Era um tempo difícil. Morando inicialmente num pensionato, depois em casas de simpatizantes até dividir com duas outras companheiras uma casa pequena de vila, pouco confortável, você assumiu a direção do CZ (Comando Zonal) da AP no Recife, ao lado de duas outras mulheres igualmente bravas, Cida e Marina. Depois também se incorporou o camarada Nicanor, que dava lá motivos para a sua crítica vigilante e às vezes dura. Pois não é que o Nicanor parecia se intimidar diante de você, logo ele, ágil no raciocínio e matreiro no jeito de fazer as coisas! Houve uma reunião lá pros lados de Candeias, litoral da vizinha Jaboatão dos Guararapes, que àquela época era considerada uma praia distante. Nicanor esquecera de avisar aos seus companheiros de moradia (uma comunidade ecumênica em Olinda) que pernoitaria fora. Erro grave. Havia esquecido uma norma elementar de segurança. Teve que ir em casa, corrigir a falha, para evitar que o imaginassem preso. Com prazo rigorosamente estabelecido pelas três mulheres do CZ. Retornou em cima da hora. Ofegante, não escondeu que percorrendo a distância entre o ponto de ônibus e o local da reunião, só pensava na crítica da Stela caso se atrasasse.

- “Aí, camaradas, confesso que rezei.”

Como sobrevivíamos com tão poucos recursos? O apoio dos simpatizantes era decisivo. Mas nos faltava quase tudo – aparelhos para reuniões, dinheiro para a alimentação, para o transporte. O jeito era nos reunirmos caminhando pelas ruas do Recife.

Esse seu camarada, membro da direção regional, a acompanha e a Cida numa longa prestação de contas de algumas horas e muitos quilômetros. É quando você, angustiada, dispara:

- Tem horas que dá vontade de dar um tiro no ouvido, sentar no meio-fio e chorar!

- Idealismo puro, camarada! Pelo menos inverta a ordem, pois se atirar primeiro não haverá tempo para sentar no meio-fio e chorar.

Às gargalhadas, abraçados, seguimos a caminhada e a reunião.

Você era assim. Firme e suave; determinada e doce.

E assim se comportou quando se viu desafiada a conviver com a cardiopatia grave diagnosticada pelos médicos. A seqüência torturante de exames, as consultas demoradas. Teria muito tempo de vida? Não sabia ao certo, apenas seguia com a convicção de que o sentido da sua vida era a revolução e em nome da revolução resistiria. Transmitia isso de modo comovente. Gilvan Thompson, cardiologista, Guilherme Robalinho e Cyro Andrade Lima, clínicos, se diziam impressionados com a coragem da paciente. Aquela sabia lutar pela vida.

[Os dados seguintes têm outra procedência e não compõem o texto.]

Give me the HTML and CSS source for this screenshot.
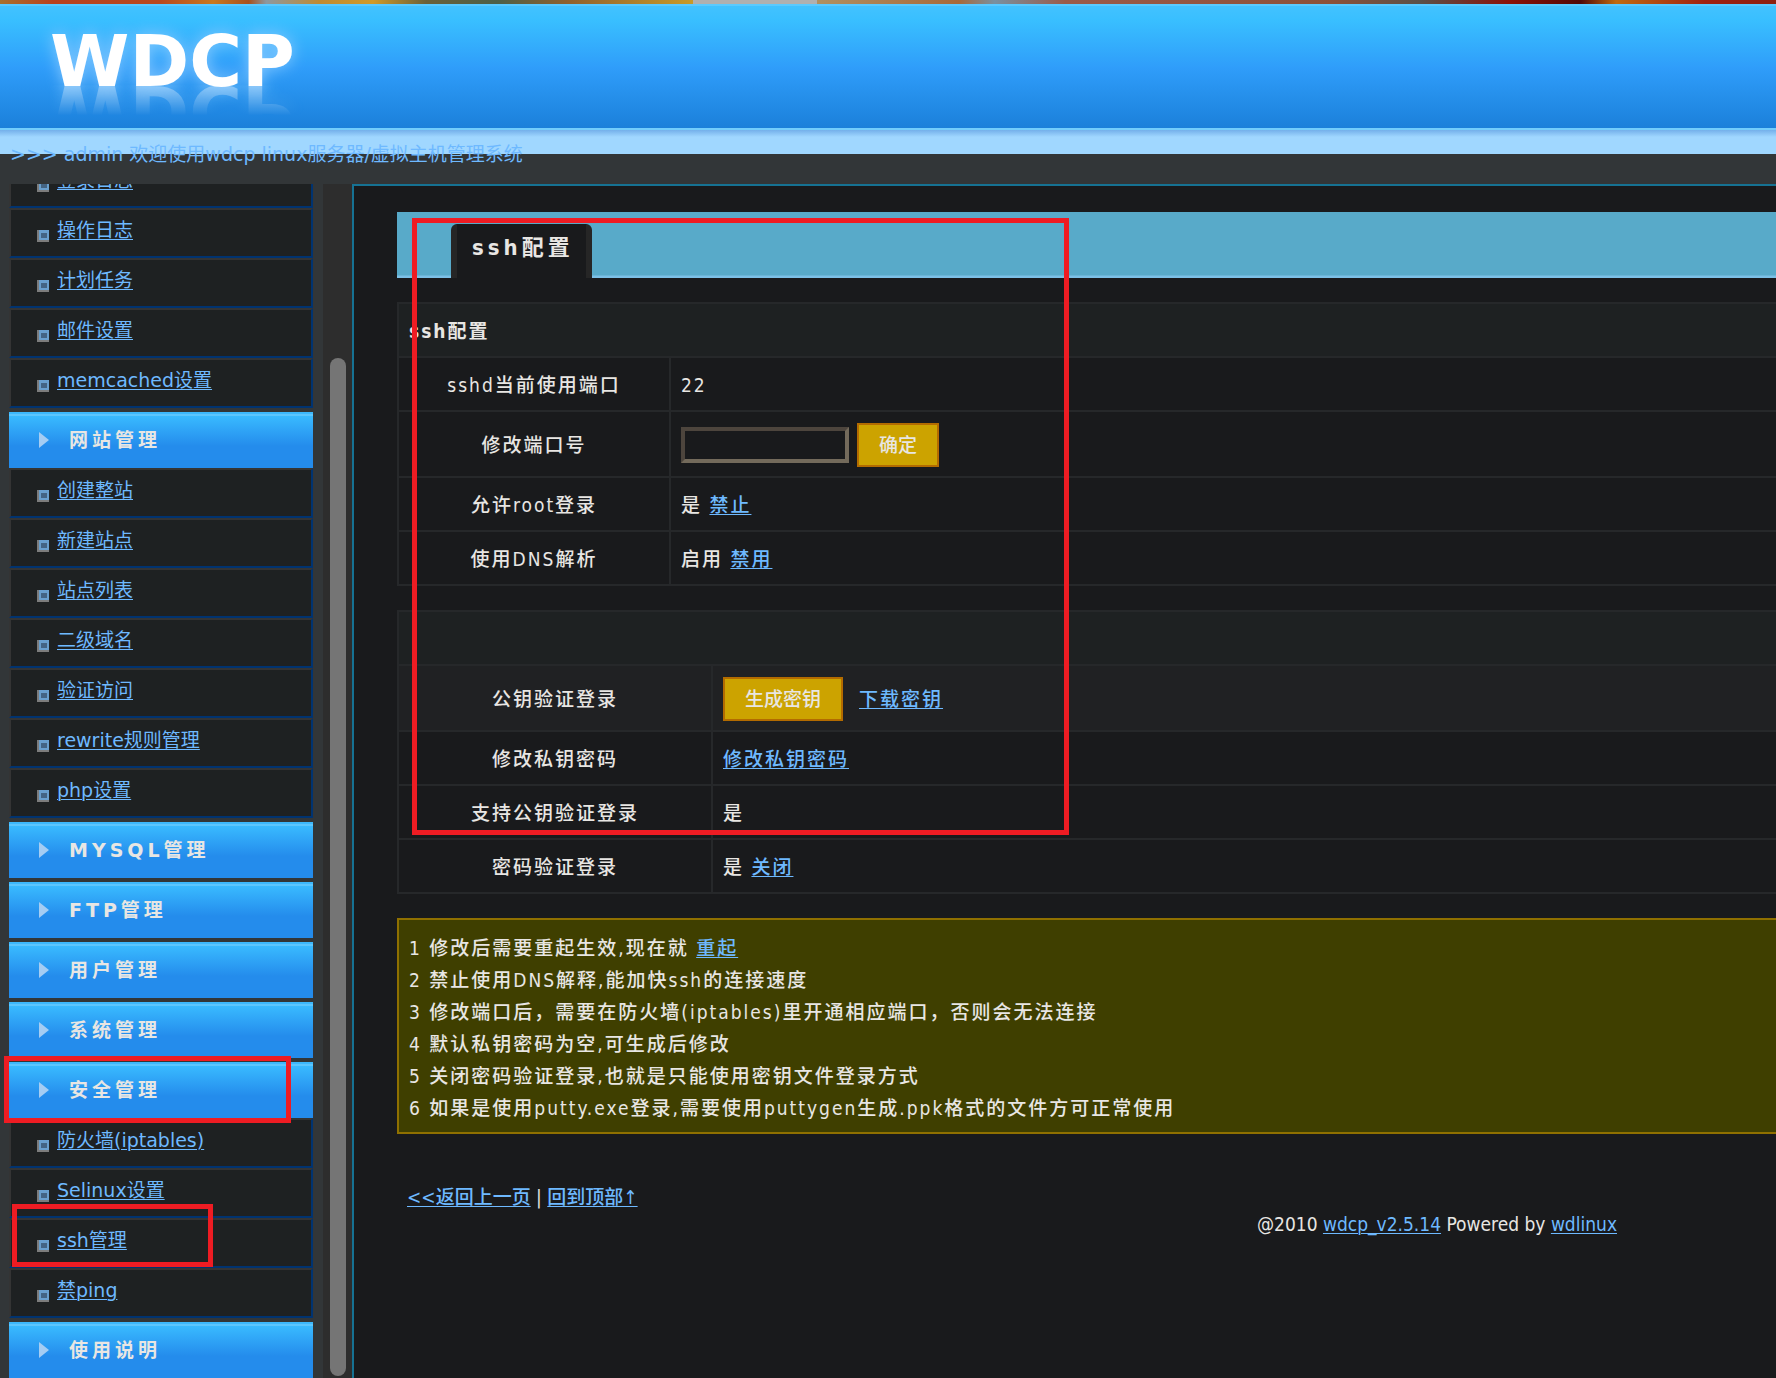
FILE: index.html
```html
<!DOCTYPE html>
<html lang="zh-CN">
<head>
<meta charset="utf-8">
<title>wdcp - ssh配置</title>
<link rel="stylesheet" href="styles.css">
</head>
<body>
<header class="banner">
  <div class="photo-strip"></div>
  <div class="masthead"><h1 class="logo">WDCP</h1></div>
  <div class="ledge"></div>
  <p class="welcome">&gt;&gt;&gt; admin 欢迎使用wdcp linux服务器/虚拟主机管理系统</p>
</header>
<div class="frames">
  <nav class="sidebar">
    <ul class="menu">
      <li class="item"><a href="#">登录日志</a></li>
      <li class="item"><a href="#">操作日志</a></li>
      <li class="item"><a href="#">计划任务</a></li>
      <li class="item"><a href="#">邮件设置</a></li>
      <li class="item"><a href="#">memcached设置</a></li>
    </ul>
    <h2 class="group">网站管理</h2>
    <ul class="menu">
      <li class="item"><a href="#">创建整站</a></li>
      <li class="item"><a href="#">新建站点</a></li>
      <li class="item"><a href="#">站点列表</a></li>
      <li class="item"><a href="#">二级域名</a></li>
      <li class="item"><a href="#">验证访问</a></li>
      <li class="item"><a href="#">rewrite规则管理</a></li>
      <li class="item"><a href="#">php设置</a></li>
    </ul>
    <h2 class="group">MYSQL管理</h2>
    <h2 class="group">FTP管理</h2>
    <h2 class="group">用户管理</h2>
    <h2 class="group">系统管理</h2>
    <h2 class="group">安全管理<span class="mark mark-group"></span></h2>
    <ul class="menu">
      <li class="item"><a href="#">防火墙(iptables)</a></li>
      <li class="item"><a href="#">Selinux设置</a></li>
      <li class="item"><a href="#">ssh管理</a><span class="mark mark-item"></span></li>
      <li class="item"><a href="#">禁ping</a></li>
    </ul>
    <h2 class="group">使用说明</h2>
  </nav>
  <div class="track"><div class="thumb"></div></div>
  <main class="main">
    <div class="tabs"><h2 class="tab">ssh配置</h2><span class="mark mark-main"></span></div>
    <table class="grid">
      <colgroup><col class="col-port"><col></colgroup>
      <thead><tr><th colspan="2">ssh配置</th></tr></thead>
      <tbody>
        <tr><td class="name">sshd当前使用端口</td><td>22</td></tr>
        <tr class="tall"><td class="name"><label for="port">修改端口号</label></td><td><div class="controls"><input id="port" type="text"><button type="button">确定</button></div></td></tr>
        <tr><td class="name">允许root登录</td><td>是 <a href="#">禁止</a></td></tr>
        <tr><td class="name">使用DNS解析</td><td>启用 <a href="#">禁用</a></td></tr>
      </tbody>
    </table>
    <table class="grid">
      <colgroup><col class="col-key"><col></colgroup>
      <thead><tr><th colspan="2"></th></tr></thead>
      <tbody>
        <tr class="tall hover"><td class="name">公钥验证登录</td><td><div class="controls wide"><button type="button">生成密钥</button><a href="#">下载密钥</a></div></td></tr>
        <tr><td class="name">修改私钥密码</td><td><a href="#">修改私钥密码</a></td></tr>
        <tr><td class="name">支持公钥验证登录</td><td>是</td></tr>
        <tr><td class="name">密码验证登录</td><td>是 <a href="#">关闭</a></td></tr>
      </tbody>
    </table>
    <div class="notes">
      <p>1 修改后需要重起生效,现在就 <a href="#">重起</a></p>
      <p>2 禁止使用DNS解释,能加快ssh的连接速度</p>
      <p>3 修改端口后，需要在防火墙(iptables)里开通相应端口，否则会无法连接</p>
      <p>4 默认私钥密码为空,可生成后修改</p>
      <p>5 关闭密码验证登录,也就是只能使用密钥文件登录方式</p>
      <p>6 如果是使用putty.exe登录,需要使用puttygen生成.ppk格式的文件方可正常使用</p>
    </div>
    <p class="back"><a href="#">&lt;&lt;返回上一页</a> | <a href="#">回到顶部↑</a></p>
    <footer class="copyright">@2010 <a href="#">wdcp_v2.5.14</a> Powered by <a href="#">wdlinux</a></footer>
  </main>
</div>
</body>
</html>
```
FILE: styles.css
```css
*, *::before { box-sizing: border-box; }
body, h1, h2, p, ul { margin: 0; padding: 0; }
body {
  display: flex;
  flex-direction: column;
  height: 100vh;
  overflow: hidden;
  background: #323638;
  color: #e8e6e3;
  font: 19px/28px "DejaVu Sans", "Noto Sans CJK SC", sans-serif;
}
a { color: #6eb9ff; text-decoration-thickness: 1px; text-underline-offset: 2px; }

/* Top frame */
.banner { flex: none; height: 184px; }
.photo-strip {
  height: 4px;
  background: linear-gradient(90deg, #a8702c, #b9401c 3%, #b8481c 9%, #c9781c 12%, #a8501c 14%, #8c98a0 15%, #c08a30 18%, #d09a28 21%, #6a6038 24%, #4c6048 28%, #90602c 32%, #c89a28 39%, #b0b0b0 39%, #b0b0b0 46%, #b09060 46%, #a86838 54%, #7890a0 56%, #9b5a48 60%, #8c5038 75%, #5a5048 80%, #8c1008 85%, #500808 89%, #c06a10 91%, #a02010 96%, #8c2010);
}
.masthead {
  height: 124px;
  padding-left: 50px;
  background: linear-gradient(#5bcaff 0, #5bcaff 2px, #42c2ff 2px, #39bfff 16px, #2f9dfa 64px, #1b80da 124px);
}
.logo {
  color: #fff;
  font-size: 72px;
  line-height: 114px;
  text-shadow: 0 0 16px #8cccff;
  -webkit-box-reflect: below -64px linear-gradient(transparent 46%, rgba(255, 255, 255, .45) 72%, transparent 73%);
}
.ledge {
  height: 26px;
  background: linear-gradient(#72cdfc 0, #72cdfc 2px, #74b0ea 2px, #a0d7ff 9px);
}
.welcome { padding-left: 10px; margin-top: -14px; line-height: 28px; color: #6eb9ff; }

/* Lower frames */
.frames { display: flex; flex: 1; min-height: 0; }
.sidebar {
  display: flex;
  flex: none;
  flex-direction: column;
  justify-content: flex-end;
  width: 323px;
  padding: 0 10px 0 9px;
  overflow: hidden;
}
.menu { flex: none; list-style: none; }
.item {
  position: relative;
  height: 50px;
  padding-left: 46px;
  border: 2px solid #343434;
  border-right-color: #003370;
  border-bottom-color: #003370;
  background: #1e2122;
  line-height: 40px;
}
.item::before {
  content: "";
  position: absolute;
  left: 26px;
  top: 20px;
  width: 12px;
  height: 12px;
  border: solid #7c7c7c;
  border-width: 0 0 2px 2px;
  background: linear-gradient(#446483, #446483) 2px 3px / 6px 5px no-repeat #6a9fcd;
}
.group {
  position: relative;
  flex: none;
  height: 56px;
  margin-top: 4px;
  padding-left: 60px;
  background: linear-gradient(#3cb8fd 0, #3cb8fd 2px, #5cc6ff 2px, #5cc6ff 4px, #39baff 4px, #248cec 34px);
  font-size: 19px;
  line-height: 56px;
  letter-spacing: 4px;
}
.group::before {
  content: "";
  position: absolute;
  left: 30px;
  top: 20px;
  border: solid transparent;
  border-width: 8px 0 8px 10px;
  border-left-color: #a5cdf3;
}
.track { flex: none; width: 29px; padding: 174px 6px 2px 7px; background: #2d2d2d; }
.thumb { height: 100%; border-radius: 8px; background: #757575; }
.main {
  flex: 1;
  min-width: 0;
  padding: 26px 0 0 43px;
  overflow: hidden;
  border: solid #167293;
  border-width: 2px 0 0 2px;
  background: #191a1c;
  font-family: "DejaVu Sans Condensed", "DejaVu Sans", "Noto Sans CJK SC", sans-serif;
  font-weight: 500;
}

/* Tab bar */
.tabs {
  position: relative;
  display: flex;
  align-items: flex-end;
  height: 66px;
  padding-left: 54px;
  background: linear-gradient(#58aac9 63px, #7cc0e6 64px);
}
.tab {
  height: 54px;
  padding: 0 12px 0 15px;
  border: solid #262626;
  border-width: 0 6px;
  border-radius: 6px 6px 0 0;
  background: #191a1c;
  font-size: 22px;
  line-height: 48px;
  letter-spacing: 4px;
}

/* Settings tables */
.grid {
  width: 100%;
  margin-top: 24px;
  border-collapse: separate;
  border-spacing: 0;
  border: solid #26282a;
  border-width: 2px 0 0 2px;
  table-layout: fixed;
  letter-spacing: 2px;
}
.grid th, .grid td { height: 54px; padding: 2px 10px 0; border-bottom: 2px solid #26282a; text-align: left; }
.grid th { background: #1e2122; }
.grid .name { border-right: 2px solid #26282a; text-align: center; }
.grid .tall td { height: 66px; }
.grid .hover { background: #202123; }
.col-port { width: 272px; }
.col-key { width: 314px; }
.controls { display: flex; align-items: center; gap: 8px; }
.controls.wide { gap: 16px; }
input {
  width: 168px;
  height: 36px;
  border: 4px solid;
  border-color: #4d453d #736a5b #736a5b #4d453d;
  background: #191a1c;
  color: inherit;
  font: inherit;
}
button {
  height: 44px;
  padding: 0 20px;
  border: 2px solid #b36b00;
  background: #cca300;
  color: #e8e6e3;
  font: inherit;
  letter-spacing: 0;
}
.notes {
  margin-top: 24px;
  padding: 12px 10px 8px;
  border: 2px solid #8f7000;
  border-right: 0;
  background: #3f3f00;
  line-height: 32px;
  letter-spacing: 2px;
}
.back { margin-top: 49px; padding-left: 10px; }
.copyright { padding-right: 159px; text-align: right; line-height: 26px; }

/* Red annotation frames */
.mark { position: absolute; z-index: 1; border: 5px solid #ee1c23; }
.mark-group { left: -5px; top: -6px; width: 287px; height: 67px; }
.mark-item { left: 1px; top: -16px; width: 201px; height: 63px; }
.mark-main { left: 15px; top: 6px; width: 657px; height: 617px; }
```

O tempo passou, Loreta. Você lutou até o fim – e, como quem luta a vida inteira, viverá sempre. Fica a sua presença e essa saudade, que dói mas é boa de sentir).
*Texto incluído no livro de Loreta Valadares Estilhaços – em tempos de luta contra a ditadura. Edição da Secretaria de Cultura e Turismo, Salvador, 2005. Publicado no portal Vermelho; incluído na coletânea "Como o lírio que brotou no telhado" (Ediutoira Anita Garibaldi; e republicado no site Interpoética.